Schon jetzt werden neben den sozialen und psychischen Folgen die finanziellen Folgen der Coronapandemie für junge Menschen sichtbar. Kinder- und Jugendarmut sowie Jugendobdachlosigkeit waren schon zuvor ein Problem, welches nun durch eingebrochene Einkommen sowie weniger Ausbildungsplätze, höhere Lebenshaltungskosten, … verstärkt wird.
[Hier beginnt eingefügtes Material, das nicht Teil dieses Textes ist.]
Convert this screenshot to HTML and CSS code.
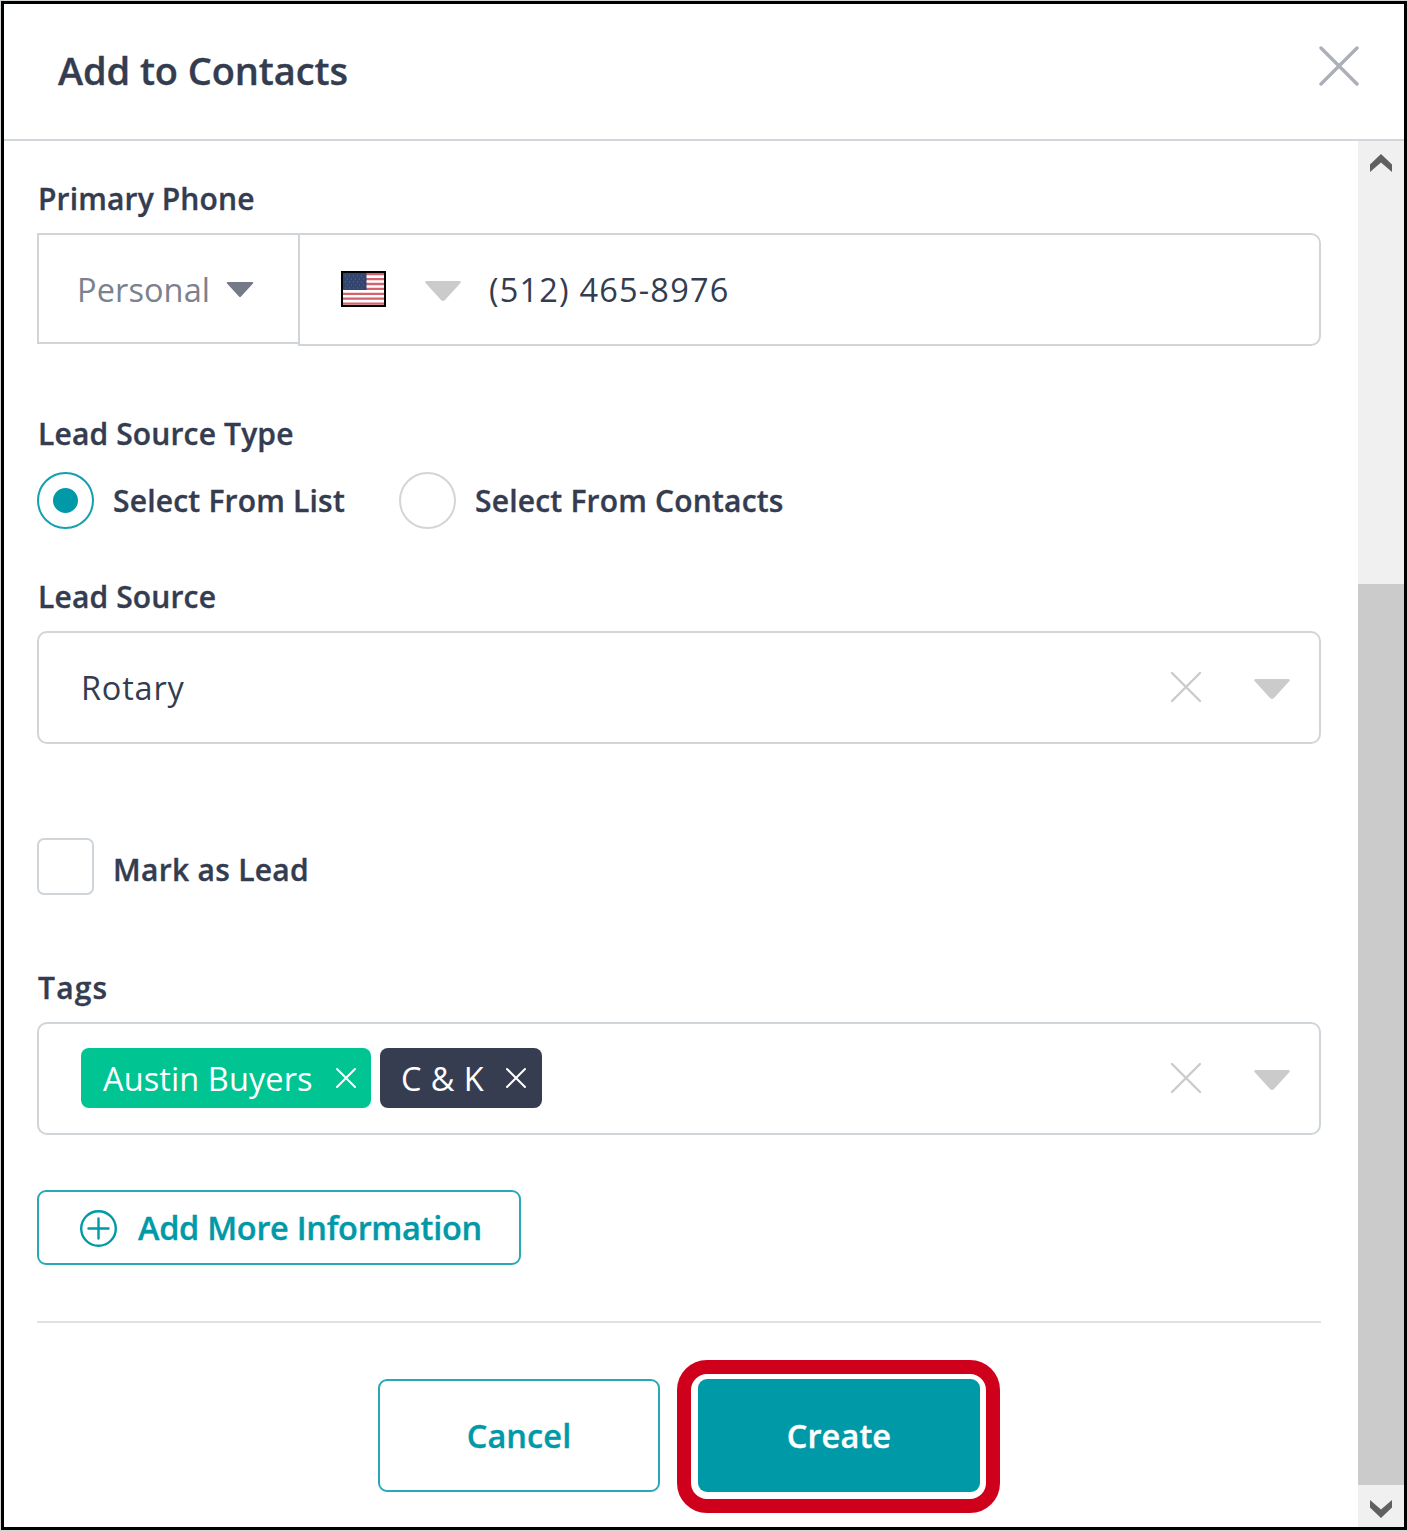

Wir fordern eine Mischung aus strukturellen und sofortigen Maßnahmen, um faire Zukunftschancen für junge Menschen unabhängig ihres sozialen Status zu garantieren:

  • Umfassende Analysen von Jugendarmut
  • Unterstützung obdachloser Jugendlicher, zum Beispiel durch mehr Sleep-Ins (Notfallunterkünfte). Es sollte zudem ermittelt werden inwiefern es geschlechtsspezifische Angebote braucht.
  • Jugendgerechte Räume ohne Konsumzwang (also nicht nur Cafés, Restaurants, Malls in denen man Geld ausgeben muss, um sich dort aufhalten zu dürfen)
  • Digitale Teilhabe gewährleisten – Landesförderung für Internet und technische Geräte .

 


1 https://www.bpb.de/kurz-knapp/zahlen-und-fakten/soziale-situation-in-deutschland/61538/bevoelkerung-nach- altersgruppen-und-geschlecht/

2 Safer spaces sind als zielgruppenspezifische und politische Kommunikationsorte zu verstehen. BPoCs und Juden_Jüdinnen haben die Möglichkeit in einem sichern und geschützten Rahmen über ihre individuellen Erfahrungen zu sprechen und unhinterfragtes Verstehen zu erleben. Demnach werden gemeinsam Stärkungs-, Handlungs- und Widerstandsstrategien gegen erlebte Ausgrenzung und Ausschluss entwickelt (Kiana Ghaffarizad: Rassismuskritische Betrachtung Juleica-Schulung / Webseite ju:an-Praxisstelle).